What you should do
For the entries that follow, tally the lines holding the string "index". Give the total and nothing else.

Records to use
------------------------------------
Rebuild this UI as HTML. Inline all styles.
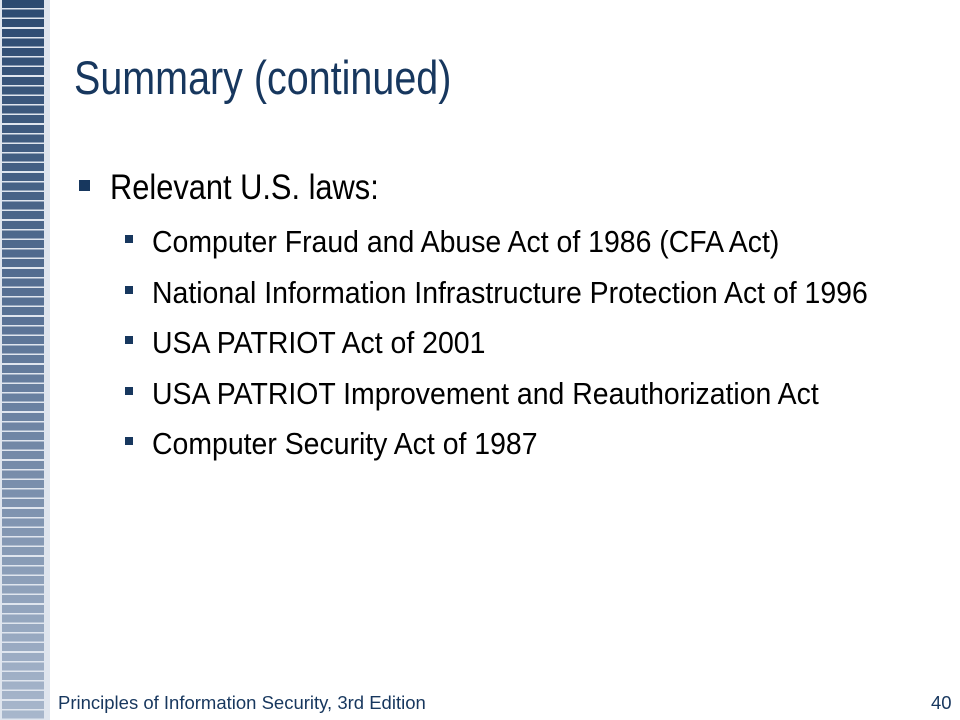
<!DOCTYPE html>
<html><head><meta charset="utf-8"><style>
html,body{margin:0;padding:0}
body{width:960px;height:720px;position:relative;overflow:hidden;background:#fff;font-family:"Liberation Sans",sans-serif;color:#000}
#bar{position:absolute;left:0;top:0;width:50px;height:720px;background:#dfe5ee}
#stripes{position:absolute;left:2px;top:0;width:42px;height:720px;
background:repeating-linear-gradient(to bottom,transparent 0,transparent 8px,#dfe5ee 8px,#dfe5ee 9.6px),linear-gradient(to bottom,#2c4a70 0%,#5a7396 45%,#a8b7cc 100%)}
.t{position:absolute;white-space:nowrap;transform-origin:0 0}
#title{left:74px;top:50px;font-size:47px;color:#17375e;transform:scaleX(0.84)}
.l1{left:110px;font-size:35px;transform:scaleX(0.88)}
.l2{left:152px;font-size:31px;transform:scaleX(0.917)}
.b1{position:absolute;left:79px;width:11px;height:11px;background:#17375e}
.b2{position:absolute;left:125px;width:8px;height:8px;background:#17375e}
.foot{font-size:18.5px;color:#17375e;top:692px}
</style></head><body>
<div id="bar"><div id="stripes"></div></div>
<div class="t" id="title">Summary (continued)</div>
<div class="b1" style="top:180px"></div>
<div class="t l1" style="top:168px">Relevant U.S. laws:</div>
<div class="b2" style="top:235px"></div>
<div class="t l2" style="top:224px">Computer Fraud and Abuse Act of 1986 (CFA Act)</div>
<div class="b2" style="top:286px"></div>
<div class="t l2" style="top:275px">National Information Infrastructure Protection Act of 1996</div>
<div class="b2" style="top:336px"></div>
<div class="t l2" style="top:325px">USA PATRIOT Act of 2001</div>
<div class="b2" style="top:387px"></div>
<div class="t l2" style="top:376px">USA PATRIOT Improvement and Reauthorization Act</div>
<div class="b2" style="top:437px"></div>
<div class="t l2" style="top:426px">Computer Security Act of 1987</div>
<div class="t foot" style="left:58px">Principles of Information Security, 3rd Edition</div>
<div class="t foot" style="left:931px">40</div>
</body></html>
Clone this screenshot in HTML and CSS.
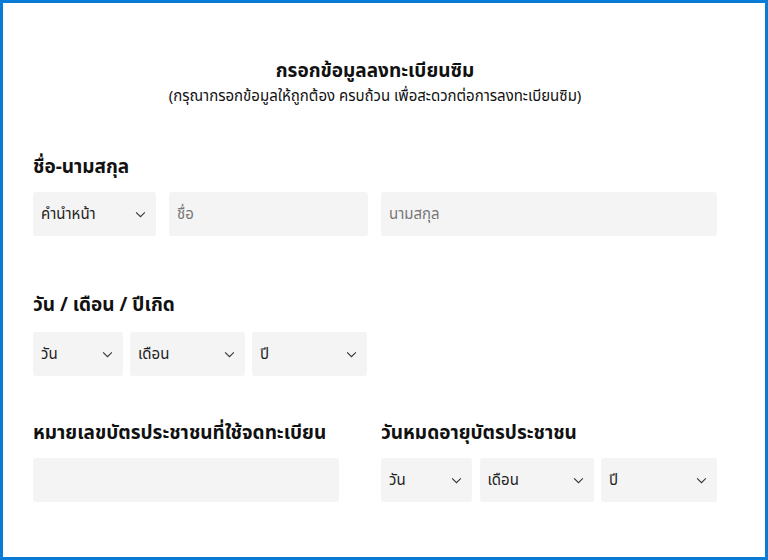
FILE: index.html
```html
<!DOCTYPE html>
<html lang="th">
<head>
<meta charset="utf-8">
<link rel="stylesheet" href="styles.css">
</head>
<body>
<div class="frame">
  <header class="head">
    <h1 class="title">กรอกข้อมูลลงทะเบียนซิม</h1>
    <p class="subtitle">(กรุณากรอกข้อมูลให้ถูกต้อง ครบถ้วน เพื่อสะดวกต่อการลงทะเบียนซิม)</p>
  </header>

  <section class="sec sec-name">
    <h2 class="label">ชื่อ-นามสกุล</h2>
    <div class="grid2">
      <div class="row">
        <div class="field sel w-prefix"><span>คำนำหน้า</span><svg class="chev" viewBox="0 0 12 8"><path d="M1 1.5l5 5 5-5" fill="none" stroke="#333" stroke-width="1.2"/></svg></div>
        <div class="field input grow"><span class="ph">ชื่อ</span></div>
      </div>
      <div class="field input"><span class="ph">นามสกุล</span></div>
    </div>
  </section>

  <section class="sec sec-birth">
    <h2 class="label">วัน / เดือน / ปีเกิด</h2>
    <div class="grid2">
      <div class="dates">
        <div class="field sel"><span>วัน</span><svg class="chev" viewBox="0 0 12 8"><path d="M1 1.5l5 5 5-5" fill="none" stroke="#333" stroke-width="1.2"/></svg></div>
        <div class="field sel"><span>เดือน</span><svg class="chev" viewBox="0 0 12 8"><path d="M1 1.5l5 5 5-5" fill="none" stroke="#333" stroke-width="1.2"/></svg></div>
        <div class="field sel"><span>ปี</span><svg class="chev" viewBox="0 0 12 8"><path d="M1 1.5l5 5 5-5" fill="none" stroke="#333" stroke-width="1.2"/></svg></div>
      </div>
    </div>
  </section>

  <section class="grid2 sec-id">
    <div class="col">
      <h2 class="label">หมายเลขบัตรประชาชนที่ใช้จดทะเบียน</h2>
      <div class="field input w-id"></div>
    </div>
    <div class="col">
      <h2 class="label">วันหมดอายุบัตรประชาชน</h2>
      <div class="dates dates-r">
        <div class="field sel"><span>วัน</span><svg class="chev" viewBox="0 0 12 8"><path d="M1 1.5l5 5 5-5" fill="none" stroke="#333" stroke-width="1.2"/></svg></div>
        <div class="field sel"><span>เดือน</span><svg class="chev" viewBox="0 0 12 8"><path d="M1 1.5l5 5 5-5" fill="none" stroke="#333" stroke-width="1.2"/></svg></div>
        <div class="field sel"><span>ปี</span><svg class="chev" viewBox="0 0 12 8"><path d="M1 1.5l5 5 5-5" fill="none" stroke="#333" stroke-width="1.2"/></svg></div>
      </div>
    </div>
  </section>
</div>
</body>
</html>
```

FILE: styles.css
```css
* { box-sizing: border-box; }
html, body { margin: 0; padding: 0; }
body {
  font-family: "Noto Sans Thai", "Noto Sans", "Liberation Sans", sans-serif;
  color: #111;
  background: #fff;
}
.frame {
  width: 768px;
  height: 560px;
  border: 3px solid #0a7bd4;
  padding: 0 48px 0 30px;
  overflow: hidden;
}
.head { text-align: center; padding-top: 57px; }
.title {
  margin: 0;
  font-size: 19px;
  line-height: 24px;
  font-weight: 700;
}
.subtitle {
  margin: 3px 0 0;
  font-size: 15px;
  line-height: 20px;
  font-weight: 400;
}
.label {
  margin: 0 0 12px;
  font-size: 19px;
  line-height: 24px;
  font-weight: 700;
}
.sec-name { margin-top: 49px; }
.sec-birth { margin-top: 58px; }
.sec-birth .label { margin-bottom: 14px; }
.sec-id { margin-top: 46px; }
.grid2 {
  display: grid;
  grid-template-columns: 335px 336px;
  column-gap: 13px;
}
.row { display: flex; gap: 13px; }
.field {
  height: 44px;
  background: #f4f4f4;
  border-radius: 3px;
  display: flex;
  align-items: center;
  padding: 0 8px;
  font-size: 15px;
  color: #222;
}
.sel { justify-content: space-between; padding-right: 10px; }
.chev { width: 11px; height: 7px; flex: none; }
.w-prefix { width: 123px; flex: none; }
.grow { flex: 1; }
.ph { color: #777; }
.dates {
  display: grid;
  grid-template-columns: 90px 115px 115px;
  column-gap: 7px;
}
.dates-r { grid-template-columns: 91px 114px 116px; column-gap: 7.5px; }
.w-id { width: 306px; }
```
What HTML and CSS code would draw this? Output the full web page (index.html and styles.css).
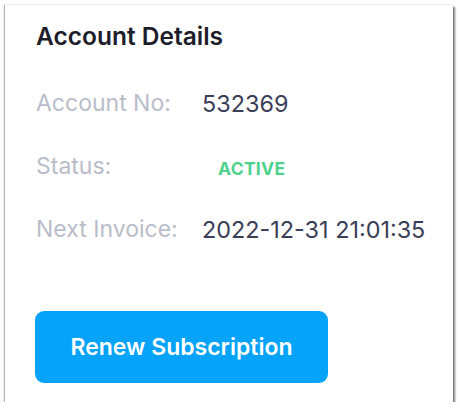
------------------------------------
Output for this task
2